▶ _Your objective_: Find every line containing the word "components" and report the count, nothing more.

▶ _Supplied material_:
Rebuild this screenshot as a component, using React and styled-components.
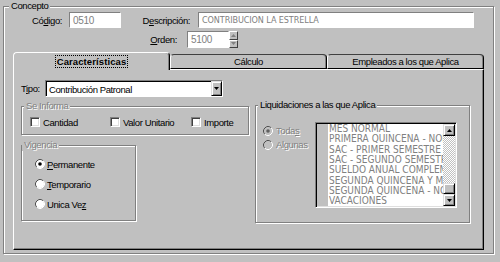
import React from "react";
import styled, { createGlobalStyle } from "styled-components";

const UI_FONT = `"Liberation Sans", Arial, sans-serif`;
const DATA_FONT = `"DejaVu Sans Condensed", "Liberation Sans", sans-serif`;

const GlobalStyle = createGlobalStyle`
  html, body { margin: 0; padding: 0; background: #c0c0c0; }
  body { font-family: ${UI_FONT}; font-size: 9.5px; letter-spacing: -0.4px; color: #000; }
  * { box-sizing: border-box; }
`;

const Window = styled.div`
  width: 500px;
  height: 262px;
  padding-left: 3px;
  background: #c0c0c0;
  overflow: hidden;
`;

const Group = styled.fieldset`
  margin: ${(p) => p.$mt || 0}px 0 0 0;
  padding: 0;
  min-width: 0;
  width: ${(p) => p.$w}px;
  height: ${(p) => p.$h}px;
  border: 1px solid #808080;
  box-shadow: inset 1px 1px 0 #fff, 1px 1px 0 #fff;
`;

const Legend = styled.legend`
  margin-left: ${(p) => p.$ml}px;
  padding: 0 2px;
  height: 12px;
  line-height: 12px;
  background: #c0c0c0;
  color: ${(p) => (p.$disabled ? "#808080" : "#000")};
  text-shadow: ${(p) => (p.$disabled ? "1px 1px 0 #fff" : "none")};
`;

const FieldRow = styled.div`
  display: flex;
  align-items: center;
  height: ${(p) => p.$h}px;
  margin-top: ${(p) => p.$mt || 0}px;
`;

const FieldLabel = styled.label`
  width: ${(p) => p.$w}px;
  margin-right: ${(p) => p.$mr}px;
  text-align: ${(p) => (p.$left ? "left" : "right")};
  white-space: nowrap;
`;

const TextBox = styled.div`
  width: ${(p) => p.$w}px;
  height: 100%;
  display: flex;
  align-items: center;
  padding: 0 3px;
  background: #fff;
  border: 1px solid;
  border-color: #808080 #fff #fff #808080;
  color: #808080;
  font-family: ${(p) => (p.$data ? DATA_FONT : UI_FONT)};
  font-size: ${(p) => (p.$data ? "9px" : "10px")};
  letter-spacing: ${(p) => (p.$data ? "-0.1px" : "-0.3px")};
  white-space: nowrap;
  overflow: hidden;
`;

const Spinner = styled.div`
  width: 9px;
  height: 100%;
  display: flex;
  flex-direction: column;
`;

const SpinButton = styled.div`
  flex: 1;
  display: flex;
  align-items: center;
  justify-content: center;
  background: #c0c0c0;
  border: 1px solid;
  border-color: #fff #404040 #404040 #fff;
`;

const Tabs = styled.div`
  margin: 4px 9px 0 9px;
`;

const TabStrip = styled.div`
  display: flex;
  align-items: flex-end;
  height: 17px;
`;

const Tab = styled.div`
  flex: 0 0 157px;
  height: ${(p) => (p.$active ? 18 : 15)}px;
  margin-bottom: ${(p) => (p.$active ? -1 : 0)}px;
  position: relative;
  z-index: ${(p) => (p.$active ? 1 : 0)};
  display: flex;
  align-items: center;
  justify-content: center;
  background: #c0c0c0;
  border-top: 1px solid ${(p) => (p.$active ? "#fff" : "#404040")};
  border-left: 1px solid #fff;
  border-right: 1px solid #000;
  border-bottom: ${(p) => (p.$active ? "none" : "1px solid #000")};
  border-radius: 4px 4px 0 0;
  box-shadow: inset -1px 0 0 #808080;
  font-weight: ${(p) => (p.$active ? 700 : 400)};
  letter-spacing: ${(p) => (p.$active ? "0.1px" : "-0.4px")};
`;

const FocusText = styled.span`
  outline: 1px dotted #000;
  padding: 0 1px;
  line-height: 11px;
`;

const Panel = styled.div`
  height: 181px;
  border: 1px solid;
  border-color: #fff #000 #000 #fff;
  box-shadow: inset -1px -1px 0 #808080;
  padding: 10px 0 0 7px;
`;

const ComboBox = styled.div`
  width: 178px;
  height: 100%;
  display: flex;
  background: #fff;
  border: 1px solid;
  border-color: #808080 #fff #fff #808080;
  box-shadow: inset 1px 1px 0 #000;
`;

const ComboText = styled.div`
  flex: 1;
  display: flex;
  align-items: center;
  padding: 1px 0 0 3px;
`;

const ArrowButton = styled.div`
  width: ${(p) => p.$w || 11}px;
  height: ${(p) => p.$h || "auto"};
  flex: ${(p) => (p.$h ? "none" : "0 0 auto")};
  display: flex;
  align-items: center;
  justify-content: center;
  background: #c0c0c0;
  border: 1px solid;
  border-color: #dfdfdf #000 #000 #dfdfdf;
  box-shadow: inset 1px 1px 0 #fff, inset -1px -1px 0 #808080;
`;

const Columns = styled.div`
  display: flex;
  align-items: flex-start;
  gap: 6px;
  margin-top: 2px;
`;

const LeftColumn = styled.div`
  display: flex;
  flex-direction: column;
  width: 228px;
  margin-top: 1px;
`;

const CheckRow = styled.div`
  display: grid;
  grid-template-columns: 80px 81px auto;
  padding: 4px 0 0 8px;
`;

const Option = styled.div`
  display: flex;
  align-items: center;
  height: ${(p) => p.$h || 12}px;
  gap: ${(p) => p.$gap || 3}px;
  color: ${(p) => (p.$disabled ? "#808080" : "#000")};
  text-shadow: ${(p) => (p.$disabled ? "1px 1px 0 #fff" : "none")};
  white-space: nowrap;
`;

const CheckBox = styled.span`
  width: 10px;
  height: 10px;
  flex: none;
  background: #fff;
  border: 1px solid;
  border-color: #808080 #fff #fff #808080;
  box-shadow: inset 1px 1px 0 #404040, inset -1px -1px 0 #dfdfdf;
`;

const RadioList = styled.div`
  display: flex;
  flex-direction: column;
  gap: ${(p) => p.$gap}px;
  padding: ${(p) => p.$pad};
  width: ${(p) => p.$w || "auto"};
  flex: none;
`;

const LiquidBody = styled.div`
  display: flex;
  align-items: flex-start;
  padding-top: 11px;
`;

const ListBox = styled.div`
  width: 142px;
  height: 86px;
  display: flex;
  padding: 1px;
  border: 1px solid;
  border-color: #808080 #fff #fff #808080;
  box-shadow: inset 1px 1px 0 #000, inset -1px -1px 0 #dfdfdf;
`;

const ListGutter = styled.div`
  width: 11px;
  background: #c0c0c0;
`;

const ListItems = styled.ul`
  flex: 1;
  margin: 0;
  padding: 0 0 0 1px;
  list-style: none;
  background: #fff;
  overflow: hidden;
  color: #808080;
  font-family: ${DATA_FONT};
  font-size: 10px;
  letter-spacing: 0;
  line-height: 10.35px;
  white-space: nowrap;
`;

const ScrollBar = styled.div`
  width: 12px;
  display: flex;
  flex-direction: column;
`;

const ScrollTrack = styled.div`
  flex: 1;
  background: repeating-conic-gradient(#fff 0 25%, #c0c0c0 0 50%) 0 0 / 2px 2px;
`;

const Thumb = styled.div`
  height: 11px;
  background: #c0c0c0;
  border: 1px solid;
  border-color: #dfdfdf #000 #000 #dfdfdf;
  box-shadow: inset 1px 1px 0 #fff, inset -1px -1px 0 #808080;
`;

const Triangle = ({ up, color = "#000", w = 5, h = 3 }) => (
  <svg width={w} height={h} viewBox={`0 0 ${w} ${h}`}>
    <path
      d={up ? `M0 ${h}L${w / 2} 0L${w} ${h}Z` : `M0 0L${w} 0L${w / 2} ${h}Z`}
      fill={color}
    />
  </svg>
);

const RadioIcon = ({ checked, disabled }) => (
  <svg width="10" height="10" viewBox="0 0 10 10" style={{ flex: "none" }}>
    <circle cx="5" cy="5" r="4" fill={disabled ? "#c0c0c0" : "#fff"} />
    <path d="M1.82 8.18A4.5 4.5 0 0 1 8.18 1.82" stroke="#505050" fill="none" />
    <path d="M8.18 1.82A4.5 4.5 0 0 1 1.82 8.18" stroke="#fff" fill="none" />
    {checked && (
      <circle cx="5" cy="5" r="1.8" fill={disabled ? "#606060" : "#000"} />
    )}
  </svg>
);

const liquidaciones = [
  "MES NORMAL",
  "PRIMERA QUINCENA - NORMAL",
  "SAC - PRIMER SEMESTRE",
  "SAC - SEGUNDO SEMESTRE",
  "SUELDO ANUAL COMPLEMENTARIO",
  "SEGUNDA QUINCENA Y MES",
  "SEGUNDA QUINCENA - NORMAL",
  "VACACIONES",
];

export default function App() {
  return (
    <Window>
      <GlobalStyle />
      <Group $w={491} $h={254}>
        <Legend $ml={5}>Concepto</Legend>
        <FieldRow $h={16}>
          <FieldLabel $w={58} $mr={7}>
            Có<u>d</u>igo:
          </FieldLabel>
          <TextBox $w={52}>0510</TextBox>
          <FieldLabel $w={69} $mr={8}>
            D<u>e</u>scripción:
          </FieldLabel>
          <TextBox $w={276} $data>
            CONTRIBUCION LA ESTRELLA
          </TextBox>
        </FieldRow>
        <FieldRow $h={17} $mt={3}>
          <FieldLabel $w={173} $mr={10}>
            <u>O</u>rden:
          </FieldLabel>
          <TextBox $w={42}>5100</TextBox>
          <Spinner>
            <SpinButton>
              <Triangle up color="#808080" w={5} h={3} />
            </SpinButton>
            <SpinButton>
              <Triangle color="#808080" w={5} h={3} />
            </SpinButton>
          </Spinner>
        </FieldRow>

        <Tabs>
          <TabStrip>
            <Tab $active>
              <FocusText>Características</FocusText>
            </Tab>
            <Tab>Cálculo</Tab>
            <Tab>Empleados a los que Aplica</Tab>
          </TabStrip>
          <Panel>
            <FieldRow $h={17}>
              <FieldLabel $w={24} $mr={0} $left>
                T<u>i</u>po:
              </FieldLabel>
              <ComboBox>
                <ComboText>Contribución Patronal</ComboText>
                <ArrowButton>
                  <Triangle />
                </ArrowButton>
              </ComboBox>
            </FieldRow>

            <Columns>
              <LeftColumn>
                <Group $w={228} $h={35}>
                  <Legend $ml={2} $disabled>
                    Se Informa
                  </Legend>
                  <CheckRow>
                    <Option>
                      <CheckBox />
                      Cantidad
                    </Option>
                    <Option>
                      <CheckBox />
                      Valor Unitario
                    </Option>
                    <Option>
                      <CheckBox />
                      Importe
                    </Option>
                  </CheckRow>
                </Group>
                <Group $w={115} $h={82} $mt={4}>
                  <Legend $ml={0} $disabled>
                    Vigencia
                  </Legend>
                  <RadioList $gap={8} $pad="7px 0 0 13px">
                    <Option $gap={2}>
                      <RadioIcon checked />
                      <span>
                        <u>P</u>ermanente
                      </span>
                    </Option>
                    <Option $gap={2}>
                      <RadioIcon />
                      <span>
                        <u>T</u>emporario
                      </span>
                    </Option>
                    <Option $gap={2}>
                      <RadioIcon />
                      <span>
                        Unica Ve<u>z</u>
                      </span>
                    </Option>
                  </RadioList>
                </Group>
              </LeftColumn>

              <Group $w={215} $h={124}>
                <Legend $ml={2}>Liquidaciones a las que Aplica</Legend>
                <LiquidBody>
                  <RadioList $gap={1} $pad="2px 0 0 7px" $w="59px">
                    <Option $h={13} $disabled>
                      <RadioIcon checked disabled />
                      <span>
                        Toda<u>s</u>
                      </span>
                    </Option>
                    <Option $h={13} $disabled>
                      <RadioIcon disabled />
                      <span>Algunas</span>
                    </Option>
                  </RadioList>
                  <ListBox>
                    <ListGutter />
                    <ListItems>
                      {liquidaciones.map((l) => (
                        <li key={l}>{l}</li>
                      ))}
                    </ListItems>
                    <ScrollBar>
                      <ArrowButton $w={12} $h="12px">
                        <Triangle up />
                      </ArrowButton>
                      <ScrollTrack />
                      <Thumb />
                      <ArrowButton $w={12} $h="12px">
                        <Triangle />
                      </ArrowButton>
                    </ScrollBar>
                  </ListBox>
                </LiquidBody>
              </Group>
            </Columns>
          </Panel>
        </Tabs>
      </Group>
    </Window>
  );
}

▶ _Answer to this task_: 2